Reducing Block Time (and Resource Usage) with Buffered Signatures
A few months ago, we launched Alto, a minimal (and wicked fast) blockchain for continuously benchmarking the Commonware Library. Today, I'm thrilled to share that this benchmarking drove a 20% reduction in block time (to ~200ms), a 20% reduction in block finality (to ~300ms), and a 65% reduction in CPU usage.
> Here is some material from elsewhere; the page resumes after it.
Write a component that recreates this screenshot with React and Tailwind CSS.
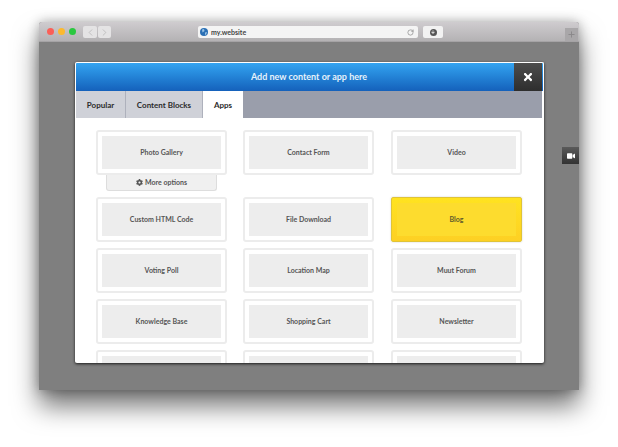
import { ChevronLeft, ChevronRight, RotateCw, Plus } from "lucide-react";
import { FaCog, FaTimes, FaVideo, FaArrowDown } from "react-icons/fa";

const rows = [
  ["Photo Gallery", "Contact Form", "Video"],
  ["Custom HTML Code", "File Download", "Blog"],
  ["Voting Poll", "Location Map", "Muut Forum"],
  ["Knowledge Base", "Shopping Cart", "Newsletter"],
  ["", "", ""],
];

function AppCard({ name }) {
  if (name === "Blog") {
    return (
      <div className="w-[131px] h-[45px] rounded-[2px] bg-gradient-to-b from-[#ffe320] to-[#fdd024] border border-[#e0c437] p-[5px] shadow-[0_0_2px_rgba(0,0,0,0.2)]">
        <div className="h-full pb-px bg-[#fddc2e] flex items-center justify-center text-[7px] font-bold text-[#5f5a2a]">
          {name}
        </div>
      </div>
    );
  }
  return (
    <div className="w-[131px] h-[45px] rounded-[3px] bg-white border-2 border-[#ececec] p-1">
      <div className="h-full pb-px bg-[#ededed] flex items-center justify-center text-[7px] font-bold text-[#555555]">
        {name}
      </div>
    </div>
  );
}

export default function App() {
  return (
    <div className="w-[618px] h-[447px] bg-white pt-[22px] pl-[39px] font-['Lato',sans-serif] overflow-hidden">
      {/* Browser window */}
      <div className="relative w-[540px] h-[368px] bg-[#7f7f7f] rounded-t-[3px] shadow-[0_16px_26px_rgba(0,0,0,0.55),0_0_12px_rgba(0,0,0,0.3)]">
        {/* Title bar */}
        <div className="h-5 flex items-center pl-2 rounded-t-[3px] bg-gradient-to-b from-[#cfcccf] to-[#b4b2b4] border-b border-[#a5a3a5]">
          <div className="flex gap-1">
            <div className="w-[7px] h-[7px] rounded-full bg-[#fb5f57]" />
            <div className="w-[7px] h-[7px] rounded-full bg-[#fcb92e]" />
            <div className="w-[7px] h-[7px] rounded-full bg-[#2ac83f]" />
          </div>
          <div className="flex gap-px ml-[7px] mt-px">
            <div className="w-[14px] h-3 rounded-[2px] bg-[#e4e3e4] flex items-center justify-center text-[#b0b0b0]">
              <ChevronLeft size={11} strokeWidth={1.5} />
            </div>
            <div className="w-[13px] h-3 rounded-[2px] bg-[#e4e3e4] flex items-center justify-center text-[#b0b0b0]">
              <ChevronRight size={11} strokeWidth={1.5} />
            </div>
          </div>
          <div className="w-[220px] h-3 ml-[87px] mt-px rounded-[2px] bg-[#f4f4f4] flex items-center pl-[2px] pr-1">
            <svg width="8" height="8" viewBox="0 0 8 8">
              <circle cx="4" cy="4" r="4" fill="#2a6fb5" />
              <path d="M2 1.5 L4 1 L4.5 3 L2.5 4.5 Z M5 4.5 L7 4 L6 7 L5 6.5 Z" fill="#9cc4e4" />
            </svg>
            <span className="ml-[3px] text-[7px] font-bold text-[#444444]">my.website</span>
            <RotateCw size={7} className="ml-auto text-[#777777]" />
          </div>
          <div className="w-5 h-3 ml-[5px] mt-px rounded-[2px] bg-[#f2f2f2] flex items-center justify-center">
            <div className="w-[7px] h-[7px] rounded-full bg-[#555555] flex items-center justify-center text-white">
              <FaArrowDown size={4} />
            </div>
          </div>
          <div className="ml-auto mr-px mt-auto w-[13px] h-[13px] bg-[#a9a7a9] flex items-center justify-center text-[#8a888a]">
            <Plus size={9} strokeWidth={2.5} />
          </div>
        </div>

        {/* Side video button */}
        <div className="absolute left-[523px] top-[125px] w-[17px] h-[17px] bg-gradient-to-b from-[#5a5a5a] to-[#333333] flex items-center justify-center text-white">
          <FaVideo size={8} />
        </div>

        {/* Modal */}
        <div className="absolute left-9 top-10 w-[469px] h-[301px] bg-white rounded-[2px] border-t border-x border-white overflow-hidden shadow-[0_1px_3px_rgba(0,0,0,0.8)]">
          <div className="h-7 flex bg-gradient-to-b from-[#34a4f1] to-[#1561bb]">
            <div className="flex-1 flex items-center justify-center pl-[28px] pb-px text-[9px] font-bold text-[#e6f2fb]">
              Add new content or app here
            </div>
            <div className="w-7 mr-px bg-gradient-to-b from-[#4d4d4d] to-[#2e2e2e] flex items-center justify-center text-white">
              <FaTimes size={12} />
            </div>
          </div>

          {/* Tabs */}
          <div className="h-[27px] mr-px flex bg-[#9a9eab] text-[8px] font-bold text-[#2b2b2b]">
            <div className="w-[50px] bg-[#cfd1d8] border-r border-[#aeb1bc] flex items-center justify-center">Popular</div>
            <div className="w-[77px] bg-[#cfd1d8] border-r border-[#aeb1bc] flex items-center justify-center">Content Blocks</div>
            <div className="w-[40px] bg-white flex items-center justify-center">Apps</div>
          </div>

          {/* App grid */}
          <div className="pl-5 pt-3 flex flex-col gap-1.5">
            {rows.map((row, i) => (
              <div key={i} className={`grid grid-cols-[147px_148px_131px] ${i === 0 ? "mb-4" : ""}`}>
                {row.map((name, j) => (
                  <div key={j} className="relative">
                    <AppCard name={name} />
                    {name === "Photo Gallery" && (
                      <div className="absolute left-[10px] top-[45px] w-[111px] h-4 rounded-b-[3px] bg-[#f0f0f0] border border-t-0 border-[#dddddd] flex items-center justify-center gap-[2px] text-[7px] font-bold text-[#555555]">
                        <FaCog size={7} />
                        More options
                      </div>
                    )}
                  </div>
                ))}
              </div>
            ))}
          </div>
        </div>
      </div>
    </div>
  );
}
It turns out procrastinating, even in the world of consensus, can be a great strategy.
Laying the Foundation
Last August, we released the first Commonware Library primitive: p2p::authenticated. Unlike traditional p2p libraries that specialize in gossip-based messaging over a subset of peers (typically identified by randomly generated IDs), p2p::authenticated provides point-to-point messaging between a swarm of fully-connected and authenticated peers (identified by some public key on an externally synchronized list, like a staking registry).
 
            The consensus primitives we released in December (consensus::simplex) and January (consensus::threshold-simplex) built on top of p2p::authenticated but didn't do anything particularly clever with it (the point-to-point messaging alone was enough of an improvement to reach the ~250ms block time in the original Alto launch).
So, what would something clever look like?
Buffered Signature Verification
Seeking to progress through consensus as fast as possible, most consensus implementations verify signatures as soon as they are available (often in parallel to avoid slowing down the consensus state machine). This eager verification makes intuitive sense—you want to either enter a new view or finalize a block as soon as possible (and verifying a signature is a prerequisite for either).
When peers are tasked with forwarding messages in traditional p2p, the recipient of a message can never be sure what they have (and what they have from whom) until verification. A malicious peer could forward a message with a valid signature, tamper with a signature over a message that someone did send (invalid signature), or even fabricate messages to impersonate a different peer (invalid signature).
 
            With p2p::authenticated, we have the necessary functionality to do something novel: dedicated peer slots. Instead of verifying each peer signature individually as it arrives, we now buffer messages in slots dedicated to each authenticated peer. When we collect a quorum (2f+1) of signatures over some message, we perform a single multi-signature verification (with plans to support batch verification if not using BLS12-381 signatures) instead of verifying each signature individually (dramatically reducing the time spent verifying each signature).
 
            Handling Invalid Signatures
Now that we aren't verifying each message when it arrives over the wire, however, one bad apple can spoil the whole bunch.
Fortunately, we have one more capability in p2p::authenticated to make this safe: identity blocking. When verification fails, a binary search is run over all buffered signatures to identify the offender(s). In the worst case (where f signatures are invalid), this can lead to more verifications than the original eager approach in a given view. However, once identified as malicious, that peer is blocked by its staking identity, unable to send more invalid messages to us from any network address until the binary restarts. Without this blocking, it would be trivial for a set of malicious peers to undermine this optimization (and make it worse than the original eager approach on every view). With identity-based blocking, however, bisection will only be triggered on a very small number of views over the course of a typical 7-day epoch (3,000,000 views). Specifically, a validator set of 1000 could at most cause disruption in ~333 views (0.011% of views).
 
            Reducing Block Time (and Resource Usage)
By transitioning from individual signature verifications to aggregate signature verification, the performance of Alto improved significantly (while using less resources):
- Block time: 255ms → 200ms (20% reduction)
- Finality: 375ms → 300ms (20% reduction)
- CPU usage: 26% → 9% on a c7g.xlarge (65% reduction)
The footprint of p2p::authenticated and consensus::threshold-simplex is now less than half a core, leaving plenty of compute available for your application to do more of whatever it does best. Reproduce our results (and start building your own blockchain) with the free and open-source code today.
Consensus is often the main attraction. At Commonware, we've been working hard to ensure it is a sideshow.